Tuesday, November 21, 2006

A virtual vehicle


There are so many ideas and trade offs that it's hard to pin down a design. My current best guess for a vehicle is shown on the left. Its a lox ethanol vehicle with 4 250 lb thrust chambers. I'll try to describe it. The gray cylinders are aluminum irrigation tubing with hemisphere end caps. The red cylinders are the 4 motors. The green box is the payload and avionics. The blue lines are either spectra or kevlar lashings. Landing gear is not shown, but may be as simple as foam blocks under the tanks with additional shock absorption from give in the lashings. I like this design because I can test the tank and motor systems in a configuration identical to the final vehicle. I can even build up spare tank and motor assemblies. The other leading design candidate is a vehicle using 4 spherical tanks with four motors on the corners. In some ways a 50% scale pixel.

This is the first time I've actually drawn the vehicle in CAD. It has existed in many, many spreadsheets. The spreadsheet that goes with this vehicle can be found in PDF or XLS formats. The rest of this post won't make much sense unless you follow along on the spread sheet.

The top left of the spread sheet has a table of weights. I'm doing this both in Kg and pounds. To do any real physics type math MKS systems are better, but being an American I grew up with pounds and just can't kick the habit. The weights are listed along with the number of them on the vehicle. Several of the weight items are calculated. for instance the weight I assign to each thrust chamber is the peak motor thrust divided by 30. As the tanks have the most mass the tank calculations are more detailed. I use aluminum tubes where I can enter the length diameter and thickness, the spread sheet then calculates the weight and interior volume for a single tank. These numbers end up in the weight table. Finally I use the weight table and propellant mass. (labeled fuel in the spread sheet) to calculate the delta vee (DV) and number of hover seconds.

Some general notes:
  • Things labeled fuel really mean propellant. I've used an average fuel and oxidizer combined density of 0.8 gm/cc (At 1 ATM this would actually be about .92)
  • I only plan to fill the tanks to 90%.
  • The design includes 2 carbon fiber wrapped cylinders and a regulator to provide presurant gas to the point where the tanks are 60% full and then it runs in blow down mode from there on.
  • I've hidden a whole bunch of stuff in the "structure" item I hope to not need much structure beyond the tanks.
  • I'm assuming that I use aluminum tanks for both LOX and Ethanol, if I get into weight trouble I can build composite Ethanol tanks and probably save 16 Kg
  • I have a burst safety factor of 2.3 in the aluminum tanks. If I need more performance I can increase the tank and chamber pressures as the system can be pressurized remotely. The CF cylinders are DOT rated for 2200 psi, with a SF of better than 3 so I can probably get the extra pressureant I need from these. This would imply a remote presurant tank top off.
  • As per my communications with the XPC rules people any AST required safety shutoff valves etc.. are counted against the 25 Kg payload.
  • I used 25% of Cp for system and injector pressure drop.
  • I used 80% of the Cpropep frozen sea level ISP for my target ISP.

Comments are welcome.

3 comments:

Anonymous said...

Trust me, you don't want to use foam for the landing gear. It was great on our little tiny peroxide vehicles, but big vehicles (let alone biprop one) start depositing molten foam everywhere, for a mess that you will never be rid off.

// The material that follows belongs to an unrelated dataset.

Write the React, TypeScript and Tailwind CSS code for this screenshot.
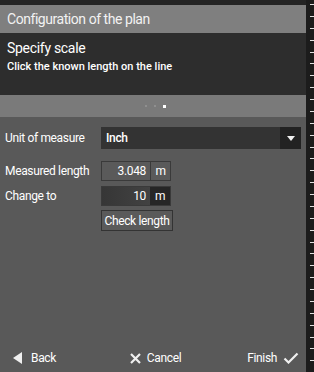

The simplest and most robust landing gear is to use some big wire rope isolators, but they are very heavy compared to a hydraulic or pneumatic shock.

John Carmack

Paul Breed said...

John,
Thanks for the foam tip.

The problem with a shock type landing gear is that it is only really good at absorbing force in a single direction.

From watching Pixel at XPC it was clear that the drift will never be zero and some method to absorb force from random directions must be found.

Something like helicopter landing skids might be reasonable.

Anonymous said...

Interesting blog I'll check in often to see how things are going. I think sometime ago on Arocket you were interested in self pressurizing propellants are you giving up on that idea and committing to the LOX/ethanol combo?